╭─ DATA LISTING

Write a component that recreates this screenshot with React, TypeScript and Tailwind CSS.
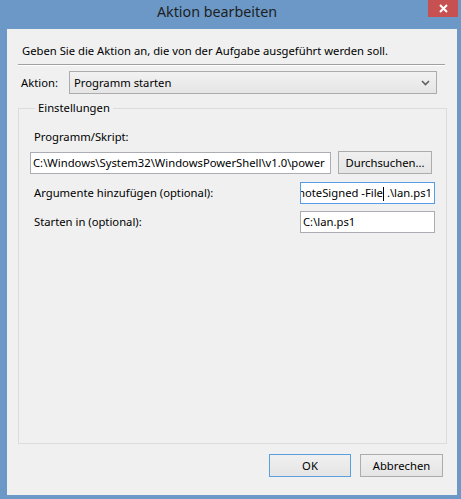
import React from "react";

const font = { fontFamily: '"Noto Sans", "Open Sans", sans-serif' };

function Field({ children, focused }: { children: React.ReactNode; focused?: boolean }) {
  return (
    <div
      className={`h-[22px] bg-white border flex items-center overflow-hidden whitespace-nowrap ${
        focused ? "border-[#569de5]" : "border-[#abadb3]"
      }`}
    >
      {children}
    </div>
  );
}

export default function App() {
  return (
    <div
      className="w-[461px] h-[499px] bg-[#6b98c6] flex flex-col text-[11.25px] text-black leading-[16px]"
      style={font}
    >
      {/* title bar */}
      <div className="h-[29px] flex items-start relative">
        <div className="flex-1 text-center text-[14.3px] leading-[24px] text-[#1e1e1e] pl-[6px]">
          Aktion bearbeiten
        </div>
        <div className="w-[30px] h-[17px] bg-[#c75050] mr-[3px] flex items-center justify-center">
          <svg width="9" height="9" viewBox="0 0 9 9">
            <path d="M1 1 L8 8 M8 1 L1 8" stroke="white" strokeWidth="2" />
          </svg>
        </div>
      </div>

      {/* client area */}
      <div className="ml-[7px] mr-[4px] h-[466px] bg-[#f0f0f0] flex flex-col">
        <div className="pt-[14px] pl-[15px]">Geben Sie die Aktion an, die von der Aufgabe ausgeführt werden soll.</div>
        <div className="mt-[5px] ml-[11px] mr-[12px] border-t border-[#a0a0a0] border-b-white border-b" />

        <div className="mt-[5px] flex items-center pl-[14px] pr-[20px]">
          <span className="w-[48px]">Aktion:</span>
          <div className="flex-1 h-[23px] border border-[#acacac] bg-gradient-to-b from-[#f2f2f2] to-[#e5e5e5] flex items-center pl-[4px] pr-[6px]">
            <span className="flex-1">Programm starten</span>
            <svg width="9" height="6" viewBox="0 0 9 6">
              <path d="M1 1 L4.5 4.5 L8 1" fill="none" stroke="#5f5f5f" strokeWidth="1.6" />
            </svg>
          </div>
        </div>

        <fieldset className="mt-[6px] ml-[11px] mr-[10px] h-[344px] border border-[#dcdcdc] px-[11px]">
          <legend className="ml-[5px] px-[3px] leading-[16px]">Einstellungen</legend>
          <div className="mt-[13px] pl-[4px]">Programm/Skript:</div>
          <div className="mt-[6px] flex items-center">
            <div className="w-[301px]">
              <Field>
                <span className="pl-[2px]">C:\Windows\System32\WindowsPowerShell\v1.0\power</span>
              </Field>
            </div>
            <button className="ml-[7px] w-[94px] h-[23px] border border-[#acacac] bg-gradient-to-b from-[#f0f0f0] to-[#e5e5e5]">
              Durchsuchen...
            </button>
          </div>

          <div className="mt-[8px] flex items-center">
            <span className="flex-1 pl-[4px]">Argumente hinzufügen (optional):</span>
            <div className="w-[135px]">
              <Field focused>
                <div className="flex-1 flex justify-end overflow-hidden pr-[2px]">
                  <span>
                    RemoteSigned -File
                    <span className="inline-block w-px h-[14px] bg-black align-middle" />
                    {" "}.\lan.ps1
                  </span>
                </div>
              </Field>
            </div>
          </div>

          <div className="mt-[7px] flex items-center">
            <span className="flex-1 pl-[4px]">Starten in (optional):</span>
            <div className="w-[135px]">
              <Field>
                <span className="pl-[2px]">C:\lan.ps1</span>
              </Field>
            </div>
          </div>
        </fieldset>

        <div className="mt-[10px] flex justify-end gap-[9px] pr-[14px]">
          <button className="w-[82px] h-[23px] border border-[#5aa0e0] bg-gradient-to-b from-[#f0f0f0] to-[#e5e5e5]">
            OK
          </button>
          <button className="w-[83px] h-[23px] border border-[#acacac] bg-gradient-to-b from-[#f0f0f0] to-[#e5e5e5]">
            Abbrechen
          </button>
        </div>
      </div>
    </div>
  );
}
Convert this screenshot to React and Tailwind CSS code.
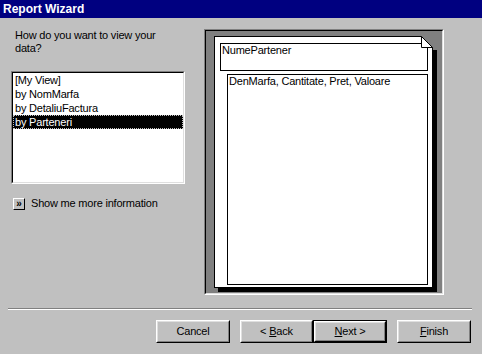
import React from "react";

// Win98-style raised button
function Btn({ children, isDefault, className }) {
  const face = (
    <div className="h-full w-full border border-t-white border-l-white border-r-black border-b-black">
      <div className="h-full w-full border border-t-[#dfdfdf] border-l-[#dfdfdf] border-r-[#808080] border-b-[#808080] flex items-center justify-center">
        {children}
      </div>
    </div>
  );
  return (
    <div className={`h-[23px] ${className}`}>
      {isDefault ? <div className="h-full w-full border border-black">{face}</div> : face}
    </div>
  );
}

const items = ["[My View]", "by NomMarfa", "by DetaliuFactura", "by Parteneri"];

export default function App() {
  const selected = 3;

  return (
    <div className="w-[482px] h-[354px] bg-[#c0c0c0] flex flex-col font-['Liberation_Sans',Arial,sans-serif] text-[11px] leading-[13px] tracking-[-0.2px] text-black overflow-hidden">
      {/* title bar */}
      <div className="h-[18px] bg-[#000080] text-white font-bold text-[12px] tracking-normal pl-[3px] flex items-center">Report Wizard</div>

      <div className="flex h-[277px]">
        {/* left column */}
        <div className="w-[204px] pl-[11px] pt-[11px] flex flex-col">
          <p className="ml-[4px] w-[160px]">How do you want to view your data?</p>

          <div className="mt-[16px] w-[174px] h-[113px] border border-t-[#808080] border-l-[#808080] border-r-white border-b-white">
            <div className="h-full w-full border border-t-black border-l-black border-r-[#dfdfdf] border-b-[#dfdfdf] bg-white">
              {items.map((it, i) => (
                <div
                  key={it}
                  className={
                    i === selected
                      ? "h-[14px] pl-[1px] bg-black text-white border border-dotted border-[#c0c0c0] flex items-center"
                      : "h-[14px] pl-[2px] flex items-center"
                  }
                >
                  {it}
                </div>
              ))}
            </div>
          </div>

          <div className="mt-[13px] ml-[2px] flex items-center">
            <div className="w-[12px] h-[12px] border border-t-white border-l-white border-r-black border-b-black bg-[#c0c0c0] flex items-center justify-center text-[10px] leading-none font-bold">
              »
            </div>
            <span className="ml-[6px]">Show me more information</span>
          </div>
        </div>

        {/* preview panel */}
        <div className="mt-[11px] w-[240px] h-[266px] border border-t-[#808080] border-l-[#808080] border-r-white border-b-white">
          <div className="h-full w-full border border-t-black border-l-black border-r-[#dfdfdf] border-b-[#dfdfdf] bg-[#808080] pl-[8px] pt-[5px]">
            <div className="relative w-[219px] h-[252px] border border-black bg-white shadow-[4px_4px_0_0_#000]">
              <div className="ml-[5px] mt-[6px] w-[208px] h-[28px] border border-black pl-[1px]">NumePartener</div>
              <div className="ml-[12px] mt-[3px] w-[201px] h-[211px] border border-black pl-[1px]">DenMarfa, Cantitate, Pret, Valoare</div>

              {/* folded corner */}
              <svg className="absolute right-[-5px] top-[-1px]" width="16" height="16" viewBox="0 0 16 16">
                <path d="M0 0H16V14H12V12L0 0Z" fill="#808080" />
                <path d="M0.5 0.5V11.5H11.5Z" fill="#ffffff" stroke="#000" strokeWidth="1" />
                <path d="M11.5 11.5V16" stroke="#000" strokeWidth="1" />
                <rect x="12" y="14" width="4" height="2" fill="#000" />
              </svg>
            </div>
          </div>
        </div>
      </div>

      {/* separator */}
      <div className="mt-[13px] ml-[8px] w-[464px] h-[2px] border-t border-t-[#808080] border-b border-b-white" />

      {/* buttons */}
      <div className="mt-[10px] flex pl-[156px]">
        <Btn className="w-[74px]">Cancel</Btn>
        <Btn className="w-[73px] ml-[10px]">
          &lt;&nbsp;<u>B</u>ack
        </Btn>
        <Btn className="w-[74px]" isDefault>
          <u>N</u>ext &gt;
        </Btn>
        <Btn className="w-[74px] ml-[10px]">
          <u>F</u>inish
        </Btn>
      </div>
    </div>
  );
}
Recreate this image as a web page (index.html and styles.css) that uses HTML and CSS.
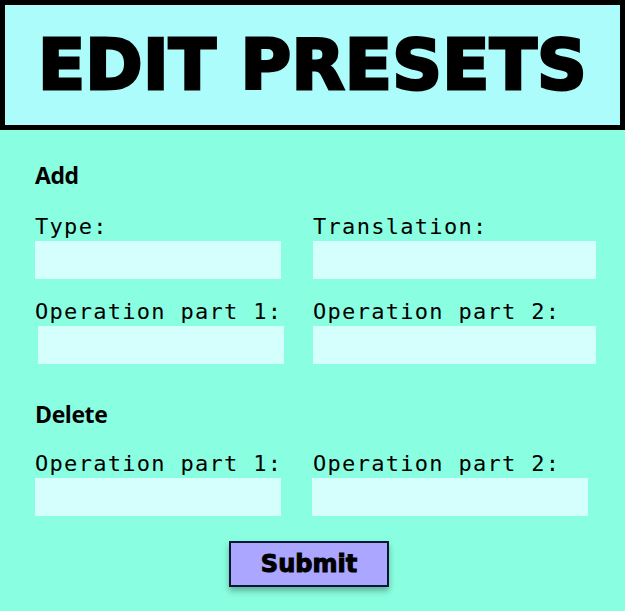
FILE: index.html
```html
<!DOCTYPE html>
<html lang="en">
<head>
<meta charset="utf-8">
<title>Edit Presets</title>
<link rel="stylesheet" href="styles.css">
</head>
<body>
<header class="banner">
  <h1 class="banner-title">EDIT PRESETS</h1>
</header>
<main class="panel">
  <section class="group group--add">
    <h2 class="group-title">Add</h2>
    <div class="fields">
      <label class="field"><span class="field-label">Type:</span><input class="field-input" type="text"></label>
      <label class="field"><span class="field-label">Translation:</span><input class="field-input" type="text"></label>
      <label class="field"><span class="field-label">Operation part 1:</span><input class="field-input field-input--nudge" type="text"></label>
      <label class="field"><span class="field-label">Operation part 2:</span><input class="field-input" type="text"></label>
    </div>
  </section>
  <section class="group group--delete">
    <h2 class="group-title">Delete</h2>
    <div class="fields">
      <label class="field"><span class="field-label">Operation part 1:</span><input class="field-input" type="text"></label>
      <label class="field"><span class="field-label">Operation part 2:</span><input class="field-input field-input--short" type="text"></label>
    </div>
  </section>
  <div class="actions">
    <button class="submit" type="button">Submit</button>
  </div>
</main>
</body>
</html>
```
FILE: styles.css
```css
* { box-sizing: border-box; }

html, body {
  margin: 0;
  padding: 0;
  background: #8afee0;
  height: 611px;
  overflow: hidden;
}

.banner {
  height: 130px;
  border: 5px solid #000;
  background: #adfcfc;
  display: flex;
  align-items: center;
  justify-content: center;
}

.banner-title {
  margin: 0;
  font-family: "DejaVu Sans", sans-serif;
  font-weight: 700;
  font-size: 69px;
  line-height: 69px;
  letter-spacing: 0.3px;
  color: #000;
  -webkit-text-stroke: 3px #000;
}

.panel {
  padding: 30px 0 0 35px;
}

.group-title {
  margin: 0;
  font-family: "Open Sans", sans-serif;
  font-weight: 700;
  font-size: 23px;
  line-height: 30px;
  letter-spacing: -0.4px;
  color: #000;
}

.group--add .fields { margin-top: 23px; }
.group--delete { margin-top: 35px; }
.group--delete .fields { margin-top: 21px; }

.fields {
  display: grid;
  grid-template-columns: 246px 283px;
  column-gap: 32px;
  row-gap: 19px;
}

.field {
  display: flex;
  flex-direction: column;
}

.field-label {
  font-family: "DejaVu Sans Mono", monospace;
  font-size: 22px;
  line-height: 28px;
  letter-spacing: 1.3px;
  color: #000;
  white-space: nowrap;
}

.field-input {
  display: block;
  width: 100%;
  height: 38px;
  border: none;
  margin: 0;
  padding: 0 8px;
  background: #d4fffc;
  outline: none;
}

.field-input--nudge { margin-left: 3px; }
.field-input--short { width: 276px; margin-left: -1px; }

.actions {
  display: flex;
  justify-content: center;
  margin-top: 25px;
  padding-right: 42px;
}

.submit {
  width: 160px;
  height: 46px;
  border: 2px solid #0b1633;
  background: #aba6ff;
  box-shadow: 0 4px 6px rgba(0, 0, 0, 0.3);
  font-family: "DejaVu Sans", sans-serif;
  font-weight: 700;
  font-size: 24px;
  color: #000;
  -webkit-text-stroke: 1px #000;
  padding: 0;
  cursor: pointer;
}
```
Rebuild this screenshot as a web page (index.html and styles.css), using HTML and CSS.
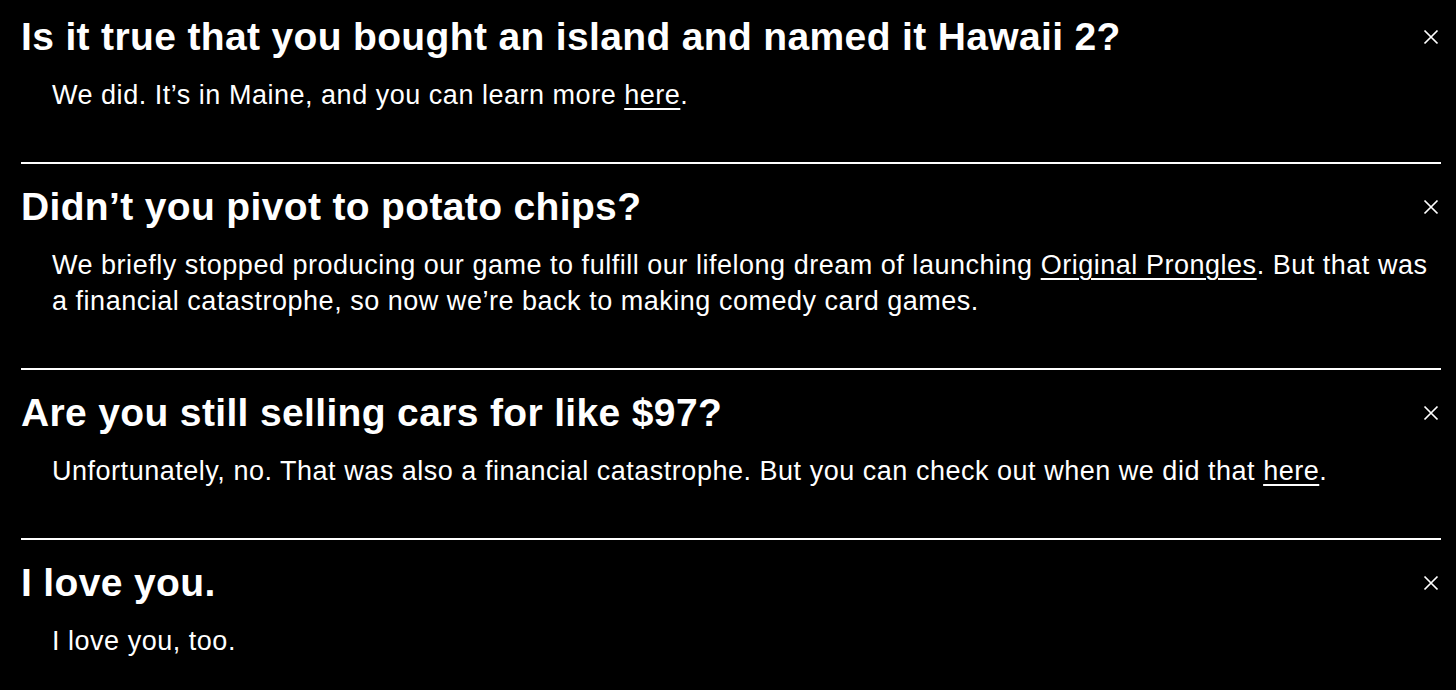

╰─

THE EXERCISE
Set down nothing but the lines from the one holding "Convert this screenshot" through the one holding "const selected = 3;", both included, exactly as they appear; any picture is left out.

SOLUTION
Convert this screenshot to React and Tailwind CSS code.
import React from "react";

// Win98-style raised button
function Btn({ children, isDefault, className }) {
  const face = (
    <div className="h-full w-full border border-t-white border-l-white border-r-black border-b-black">
      <div className="h-full w-full border border-t-[#dfdfdf] border-l-[#dfdfdf] border-r-[#808080] border-b-[#808080] flex items-center justify-center">
        {children}
      </div>
    </div>
  );
  return (
    <div className={`h-[23px] ${className}`}>
      {isDefault ? <div className="h-full w-full border border-black">{face}</div> : face}
    </div>
  );
}

const items = ["[My View]", "by NomMarfa", "by DetaliuFactura", "by Parteneri"];

export default function App() {
  const selected = 3;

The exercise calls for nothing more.